It’s a good a day as any to share the news. And no, I am not engaged.
Last Monday, I was let go from my job. Again. And while I’m still thinking about it all, what was immediately apparent was that despite floating around my family and friends’ heads like a black cloud of abject misery for the past ten months – well, longer, including the dark days of being unemployed yet unenlightened – each of you, was immediately understanding and kind and supportive in precisely the way I needed you to be.
Being let go was, if I am to be a hundred percent honest, only partly a surprise. I had feared it weeks before it happened because I know what it’s like to be around an unhappy person. When friends met me for dinner, they would say, “You look tired,” because I was. Coworkers who ran into me in the kitchen on all times of all days except for Friday afternoon would often ask me if I was feeling well, because I wasn’t. More times than I could count, people mistook me for being sick when my immune system was fine. But I looked the part because, in a way, I was.
And people don’t just pick up on that, they experience it because they have to. Because they work with me, are friends with me, are living with and in love with me (Tom is rolling his eyes).
My employer didn’t even have to sniff it out. If I’m feeling particularly petulant, I could say, “They started it! My boss was so rude to me!” But I’ll never know for sure except to say it was the chicken and the egg. Eventually it was apparent in my energy levels and my general malaise. A hungover expression at work when I wasn’t hungover at all, just unengaged and on rougher days, sad.
But friends, family, and Tom. They have to stick around and hear me out because that’s what the good ones do. But they have their limits too. And even though no one ever said, I am pretty sure I crossed every line in terms of how much a person should be allowed to complain about a job or let it affect your relationships and general outlook.
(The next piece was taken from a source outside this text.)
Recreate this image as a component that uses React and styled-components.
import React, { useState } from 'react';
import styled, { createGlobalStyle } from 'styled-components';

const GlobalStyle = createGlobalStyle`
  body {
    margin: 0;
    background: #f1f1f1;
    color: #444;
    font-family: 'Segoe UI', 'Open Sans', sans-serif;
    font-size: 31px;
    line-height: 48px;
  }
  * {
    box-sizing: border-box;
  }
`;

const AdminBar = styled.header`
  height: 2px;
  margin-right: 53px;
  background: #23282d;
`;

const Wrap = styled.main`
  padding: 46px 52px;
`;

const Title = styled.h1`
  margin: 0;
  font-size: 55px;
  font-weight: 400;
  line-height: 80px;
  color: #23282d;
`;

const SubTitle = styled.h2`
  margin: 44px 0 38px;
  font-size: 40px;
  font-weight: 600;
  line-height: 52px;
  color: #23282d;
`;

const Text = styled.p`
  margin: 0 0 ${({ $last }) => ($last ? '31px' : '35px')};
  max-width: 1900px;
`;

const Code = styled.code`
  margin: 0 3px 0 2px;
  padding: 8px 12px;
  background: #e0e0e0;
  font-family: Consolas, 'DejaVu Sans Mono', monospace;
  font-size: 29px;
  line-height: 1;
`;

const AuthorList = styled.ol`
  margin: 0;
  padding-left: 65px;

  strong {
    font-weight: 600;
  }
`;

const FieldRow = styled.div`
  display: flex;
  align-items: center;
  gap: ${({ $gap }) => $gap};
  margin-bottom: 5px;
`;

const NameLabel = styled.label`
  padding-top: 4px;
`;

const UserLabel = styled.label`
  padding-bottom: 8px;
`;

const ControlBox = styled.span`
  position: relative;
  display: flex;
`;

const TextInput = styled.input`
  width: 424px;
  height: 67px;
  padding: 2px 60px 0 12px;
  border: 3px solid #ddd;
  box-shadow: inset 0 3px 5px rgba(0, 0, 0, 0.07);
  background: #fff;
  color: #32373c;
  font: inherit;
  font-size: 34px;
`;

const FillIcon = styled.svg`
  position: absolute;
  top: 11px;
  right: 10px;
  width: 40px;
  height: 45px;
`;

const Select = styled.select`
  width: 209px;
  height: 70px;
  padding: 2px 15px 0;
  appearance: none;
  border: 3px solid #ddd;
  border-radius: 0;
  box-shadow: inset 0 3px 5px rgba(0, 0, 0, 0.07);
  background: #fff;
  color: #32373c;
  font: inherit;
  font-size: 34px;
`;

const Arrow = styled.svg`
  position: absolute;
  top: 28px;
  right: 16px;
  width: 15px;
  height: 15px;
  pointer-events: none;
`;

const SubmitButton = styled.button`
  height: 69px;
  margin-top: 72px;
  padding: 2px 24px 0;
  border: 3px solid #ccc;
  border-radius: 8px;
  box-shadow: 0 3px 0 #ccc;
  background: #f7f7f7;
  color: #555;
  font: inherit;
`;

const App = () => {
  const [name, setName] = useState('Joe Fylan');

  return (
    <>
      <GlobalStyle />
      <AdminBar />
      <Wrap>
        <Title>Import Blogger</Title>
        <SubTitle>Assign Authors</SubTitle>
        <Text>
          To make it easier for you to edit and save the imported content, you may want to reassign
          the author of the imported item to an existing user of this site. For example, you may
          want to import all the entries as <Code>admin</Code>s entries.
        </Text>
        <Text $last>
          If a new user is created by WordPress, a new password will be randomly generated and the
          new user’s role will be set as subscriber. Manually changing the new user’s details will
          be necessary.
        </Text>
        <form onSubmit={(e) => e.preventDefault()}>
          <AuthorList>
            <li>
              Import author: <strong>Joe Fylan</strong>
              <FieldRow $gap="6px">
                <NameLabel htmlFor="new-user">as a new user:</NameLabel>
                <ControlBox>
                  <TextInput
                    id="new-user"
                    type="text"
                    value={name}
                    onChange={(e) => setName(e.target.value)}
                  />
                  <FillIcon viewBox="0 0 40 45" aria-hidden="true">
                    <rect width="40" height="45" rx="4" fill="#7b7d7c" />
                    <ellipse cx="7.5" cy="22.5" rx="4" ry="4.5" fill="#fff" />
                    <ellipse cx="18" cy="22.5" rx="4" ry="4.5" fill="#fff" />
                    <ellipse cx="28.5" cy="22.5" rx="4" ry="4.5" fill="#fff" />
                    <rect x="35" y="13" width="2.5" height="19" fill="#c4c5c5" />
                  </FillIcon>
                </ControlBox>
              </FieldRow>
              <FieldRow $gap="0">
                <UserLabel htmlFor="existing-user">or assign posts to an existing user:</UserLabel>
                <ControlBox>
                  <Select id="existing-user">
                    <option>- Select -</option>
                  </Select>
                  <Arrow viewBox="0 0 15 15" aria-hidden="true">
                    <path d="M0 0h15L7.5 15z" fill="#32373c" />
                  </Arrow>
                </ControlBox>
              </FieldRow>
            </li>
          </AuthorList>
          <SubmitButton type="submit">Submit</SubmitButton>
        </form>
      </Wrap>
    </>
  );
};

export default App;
I know because I got pretty sick of myself.
So this is not the most eloquent I’ve ever been, but I need to say thank you.
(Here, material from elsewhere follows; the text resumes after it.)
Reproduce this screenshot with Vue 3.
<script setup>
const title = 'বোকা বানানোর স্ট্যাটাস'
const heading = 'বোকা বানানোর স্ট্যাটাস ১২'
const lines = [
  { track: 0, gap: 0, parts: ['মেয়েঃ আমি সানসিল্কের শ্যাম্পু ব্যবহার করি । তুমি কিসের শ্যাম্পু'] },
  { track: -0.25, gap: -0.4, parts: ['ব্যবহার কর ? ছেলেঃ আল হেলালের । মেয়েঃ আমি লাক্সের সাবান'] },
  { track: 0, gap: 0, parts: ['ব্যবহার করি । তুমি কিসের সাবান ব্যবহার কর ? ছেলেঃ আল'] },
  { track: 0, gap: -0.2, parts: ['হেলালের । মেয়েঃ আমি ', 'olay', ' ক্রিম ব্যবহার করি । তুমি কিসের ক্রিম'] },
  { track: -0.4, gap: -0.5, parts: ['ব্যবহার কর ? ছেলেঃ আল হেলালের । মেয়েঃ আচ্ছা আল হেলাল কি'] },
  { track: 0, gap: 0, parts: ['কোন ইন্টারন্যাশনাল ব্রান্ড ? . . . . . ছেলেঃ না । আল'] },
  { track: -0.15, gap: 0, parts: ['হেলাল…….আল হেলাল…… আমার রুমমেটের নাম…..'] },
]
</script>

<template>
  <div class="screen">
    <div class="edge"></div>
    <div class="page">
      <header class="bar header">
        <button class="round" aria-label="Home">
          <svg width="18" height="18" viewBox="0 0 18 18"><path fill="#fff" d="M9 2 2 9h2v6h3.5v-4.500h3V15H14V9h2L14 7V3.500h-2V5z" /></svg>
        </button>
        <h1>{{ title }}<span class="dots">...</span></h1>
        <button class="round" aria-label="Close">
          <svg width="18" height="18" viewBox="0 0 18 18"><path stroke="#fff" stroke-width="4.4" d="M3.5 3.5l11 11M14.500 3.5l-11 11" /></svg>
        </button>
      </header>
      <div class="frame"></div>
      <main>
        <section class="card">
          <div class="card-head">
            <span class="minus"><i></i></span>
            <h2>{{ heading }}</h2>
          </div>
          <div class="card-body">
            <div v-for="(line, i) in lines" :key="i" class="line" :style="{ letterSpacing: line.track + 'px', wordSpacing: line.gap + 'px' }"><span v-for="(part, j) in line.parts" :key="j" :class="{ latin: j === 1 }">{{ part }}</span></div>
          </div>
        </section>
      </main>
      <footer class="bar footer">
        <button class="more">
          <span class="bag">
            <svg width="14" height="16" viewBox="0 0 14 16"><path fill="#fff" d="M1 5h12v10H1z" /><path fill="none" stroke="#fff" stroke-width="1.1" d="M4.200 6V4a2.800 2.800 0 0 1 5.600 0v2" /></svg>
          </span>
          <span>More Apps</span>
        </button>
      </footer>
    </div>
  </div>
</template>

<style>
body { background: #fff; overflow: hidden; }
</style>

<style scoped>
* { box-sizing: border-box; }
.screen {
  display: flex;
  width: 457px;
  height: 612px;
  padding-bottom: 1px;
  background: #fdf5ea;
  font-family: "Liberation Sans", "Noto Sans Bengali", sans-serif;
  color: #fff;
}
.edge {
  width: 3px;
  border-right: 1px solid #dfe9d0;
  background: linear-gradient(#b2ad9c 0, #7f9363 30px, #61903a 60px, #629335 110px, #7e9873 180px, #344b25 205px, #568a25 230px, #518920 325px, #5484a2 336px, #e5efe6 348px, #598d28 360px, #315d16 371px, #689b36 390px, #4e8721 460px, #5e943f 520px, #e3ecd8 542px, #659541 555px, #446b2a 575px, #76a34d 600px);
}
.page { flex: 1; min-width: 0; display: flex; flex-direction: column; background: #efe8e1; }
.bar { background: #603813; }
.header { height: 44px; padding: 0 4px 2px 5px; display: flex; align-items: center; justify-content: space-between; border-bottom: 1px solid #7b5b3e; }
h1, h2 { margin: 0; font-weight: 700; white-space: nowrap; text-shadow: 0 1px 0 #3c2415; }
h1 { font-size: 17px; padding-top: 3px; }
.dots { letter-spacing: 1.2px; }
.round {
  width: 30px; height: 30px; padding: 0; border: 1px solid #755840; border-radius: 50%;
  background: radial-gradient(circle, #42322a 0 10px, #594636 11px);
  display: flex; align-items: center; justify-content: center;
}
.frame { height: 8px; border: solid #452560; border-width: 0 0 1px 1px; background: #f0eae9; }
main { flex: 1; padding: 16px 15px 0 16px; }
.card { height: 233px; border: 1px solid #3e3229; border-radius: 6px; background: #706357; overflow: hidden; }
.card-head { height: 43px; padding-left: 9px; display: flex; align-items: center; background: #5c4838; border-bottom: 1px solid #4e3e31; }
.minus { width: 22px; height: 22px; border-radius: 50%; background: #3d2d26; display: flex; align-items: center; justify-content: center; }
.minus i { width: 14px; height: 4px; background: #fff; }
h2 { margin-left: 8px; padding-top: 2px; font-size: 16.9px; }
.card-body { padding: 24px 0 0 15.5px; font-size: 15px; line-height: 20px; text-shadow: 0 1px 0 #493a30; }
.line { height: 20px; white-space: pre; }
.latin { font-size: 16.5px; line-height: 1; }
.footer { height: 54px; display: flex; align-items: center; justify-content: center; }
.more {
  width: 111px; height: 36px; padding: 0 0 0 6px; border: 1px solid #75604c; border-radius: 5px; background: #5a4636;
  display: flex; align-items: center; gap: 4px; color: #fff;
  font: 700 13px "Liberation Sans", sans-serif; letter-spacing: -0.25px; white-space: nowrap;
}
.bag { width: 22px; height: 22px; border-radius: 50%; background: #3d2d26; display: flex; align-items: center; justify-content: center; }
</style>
Thank you to everyone who took the time to listen, to nod along even though it was the same old bullshit from the week before when I looked tired, from the months before when I already knew I hated the job.
Thank you to everyone for being flexible with your time. Thank you for waiting up while I was finishing up and for waiting more when, an hour later, I was still not finished. To know I had friends waiting for me at a restaurant, at a bar, at home after a long day trudging through the nine Escher-esque levels of advertising implementation hell, to know I had a strong support system outside that building was more warming to my insides than any stiff drink.
But even so, thank you for drinking with me. Thank you for having countless wines and too many shots and getting loud and rowdy on Friday night dinners that were otherwise supposed to be pretty “chill.” I probably didn’t need all that alcohol, but at the time, I probably did.
And if you weren’t here to drink with me, thank you for reading my ranting emails, my ranting Gchats, and for letting your ears get hot from cellphone radiation from my ranting phone calls. This includes my parents, who didn’t want me to quit but also didn’t want me to get fired, but when the latter happened were still supportive and said things like, “Okay, now we are worried. But don’t worry, we support you. Do you need money.”
I am an adult woman who has paid rent with her own money for the past 1.5 years, only. That felt very nice. But it also feels very nice for your parents to put aside the fact that you are a 30-year old adult woman, to put aside whatever embarrassment they have every right to feel and say, “Do you need money,” especially when you might.
Thank you to my coworkers too, who after noticing my absence, asked, “Did she go on another vacation already?” and after learning the truth, wrote or called or added me on Facebook, where they found my blog and sort of understood, and even if they didn’t, wished me something more creative and writing-centric in my next endeavor. Thank you to those who offered to be a reference for future jobs or to ask around their networks for writing jobs. Even if I never hear from you again, this outreach made me feel that I’d done something right. And in a reluctant, Zen-like way, I thank even the one(s) responsible for letting me go, because I am already (feeling) better for it. And I know you are too.
And last, first and always, thank you to Tom, who actually did, from time to time, have to say, “Okay Betty, that’s enough talking about your job. Let’s enjoy a nice beverage.”
But who would mostly just listen and chat and text with me throughout the work day, and made me laugh during my most stressful moments, making all those terrible hours at the office seem slightly shorter. Who cooked me mood-lifting dinners, during which I would continue to drone on and on about how unhappy I was but who would provide perspective and solutions, some reasonable, “You should definitely not wait to talk to that lady who might have some copywriting needs. Who cares if she’s not in your department.” And some not: “Do you want me to poo on her desk? Did you tell her to fuck off?”
And who, at the end of the night, though all he wanted was some (happy) peace and quiet, would let me complain on, long after we’d brushed our teeth and turned out the lights and were in bed. Until he, half asleep, could only pat my head and be honest with me, “There, there, everything will be alright. You’ll see.”